Fabio Capello put his finger to his lips and wore a quizzical look.
A shade more than three minutes gone against Belarus and England had scored, courtesy of Peter Crouch.
The beanpole. The lamp post. The robot dancer. The last resort. Well, not quite the last resort. That is the uneasy position occupied right now by Michael Owen, who sat up in the Wembley stands, while Crouch celebrated, with a rueful look on his face and a mobile phone in his hand.
Oh, to have been a fly hovering over that particular text.
"That's me stuffed for the World Cup," might have been the gist.
And that just might be the case. Owen can point to 40 goals in 89 internationals for his country. He still has his supporters. He still believes he can be England's number one striker.
But on a night when Capello was looking for a Plan B in the absence of the injured Wayne Rooney and the sidelined Emile Heskey, Crouch gave him Plan C with two tap-ins in a comfortable 3-0 victory.
Of course, statistics never tell the whole story, but when it comes to Crouch they are a pretty revealing read.
The Tottenham striker has now scored 18 goals in 35 games for England. Positively prolific.
Contrast that with Heskey, who has scored just seven goals in 57 caps. Positively parlous.
Yes, Heskey is there to bring the best out of Rooney and so far that has worked as England's nine wins from 10 qualifiers testify.
But there is no getting away from it. Crouch makes things happen.
He is awkward. He instils a nervousness in central defenders. His telescopic legs can reach places other strikers can only dream of and they came in more than useful in his slow-motion tap-in from Gabriel Agbonlahor's cross.
If only he could head a ball like Alan Shearer then he would be some threat.
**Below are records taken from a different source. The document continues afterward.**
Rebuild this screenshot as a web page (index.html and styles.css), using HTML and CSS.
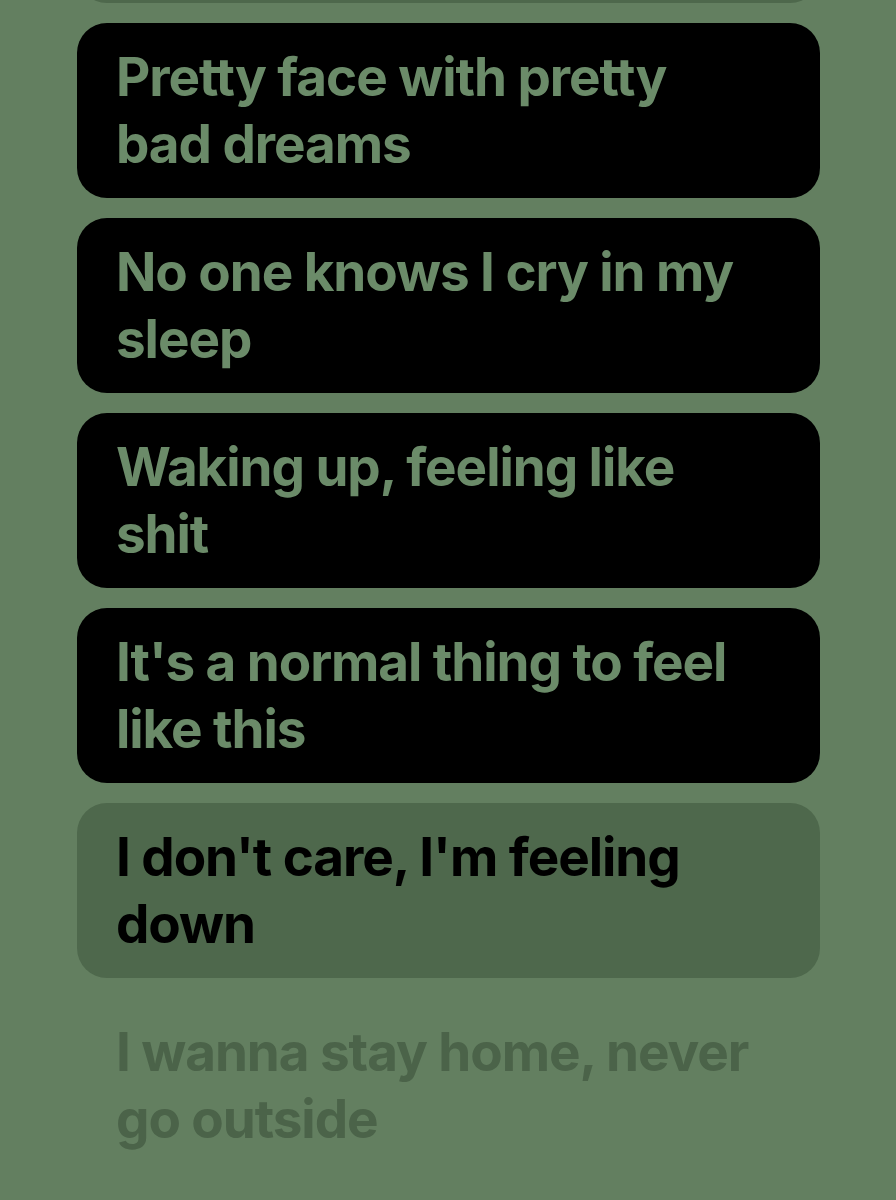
FILE: index.html
```html
<!DOCTYPE html>
<html lang="en">
<head>
  <meta charset="UTF-8">
  <title>Lyrics</title>
  <link rel="stylesheet" href="styles.css">
</head>
<body>

  <!-- Lyric lines -->
  <div class="lyrics">
    <div class="line past"></div>
    <div class="line">Pretty face with pretty bad dreams</div>
    <div class="line">No one knows I cry in my sleep</div>
    <div class="line">Waking up, feeling like shit</div>
    <div class="line">It's a normal thing to feel like this</div>
    <div class="line current">I don't care, I'm feeling down</div>
    <div class="line upcoming">I wanna stay home, never go outside</div>
  </div>

</body>
</html>
```

FILE: styles.css
```css
body {
  margin: 0;
  background-color: #637f60;
  font-family: Inter, "Noto Sans", sans-serif;
  overflow: hidden;
}

.lyrics {
  display: flex;
  flex-direction: column;
  gap: 20px;
  margin: -172px 76px 0 77px;
}

.line {
  height: 175px;
  box-sizing: border-box;
  padding: 21px 70px 0 39px;
  background-color: #000;
  border-radius: 30px;
  color: #6b8b69;
  font-size: 53px;
  font-weight: 700;
  line-height: 67px;
  letter-spacing: -0.02em;
}

.past {
  background-color: #4e684c;
}

.current {
  background-color: #4e684c;
  color: #000;
}

.upcoming {
  background-color: transparent;
  color: #4b6349;
}
```
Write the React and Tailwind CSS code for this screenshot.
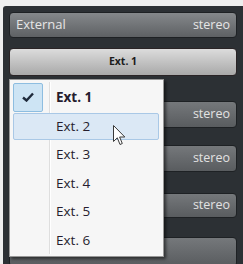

But what an option to have on the bench in South Africa.
And yet it gives Capello a problem. For one, if he were to opt for Crouch and Heskey as two of his five strikers then he would be taking two men who cannot even hold down a place in their respective clubs' first teams.
For another, Capello's preference is for pace and dynamic movement. And Crouch delivers neither.
But he scores goals. And here's a thing. He does so when he starts matches, not as the impact player which is how most people might view him.
Time for more statistics. Stick with them, they are interesting.
In Crouch's 11 caps since the Italian took charge he has scored just four goals, but all when he has been part of the starting XI.
In total he has started 17 games for England and only two of his 18 goals have come when he has come off the bench.
A pattern is emerging. Crouch is no supersub. He is no modern-day David Fairclough, who weaved his legend from the Anfield bench in the 1970s. He is a consistent goal-scorer. Intelligent in possession. Astute in his positioning. Not pleasing on the eye perhaps. Not one who fits snugly into Capello's ambition of fluent, adventurous football.
His 6ft 7in height also induces England to play more route one football than the manager might like. But Capello is nothing if not a pragmatist. And you cannot ignore goals.
There were not too many other things for him to learn from a match which, with qualification issues already decided, was meaningless result-wise to both sides.
The Mexican Wave which swung around the Wembley arch before a tedious first half was halfway through told the story.
Not that the 76,000 fans cared as they celebrated a convincing nine-out-of-10 qualifying campaign.
The biggest cheers, unsurprisingly, were for David Beckham's appearance just before the hour mark, his first touch producing the corner from which Shaun Wright-Phillips scored England's second.
That's Beckham, who bizarrely won man of the match for half an hour's work. But then he makes things happen. So does Crouch. Just something for Capello to ponder.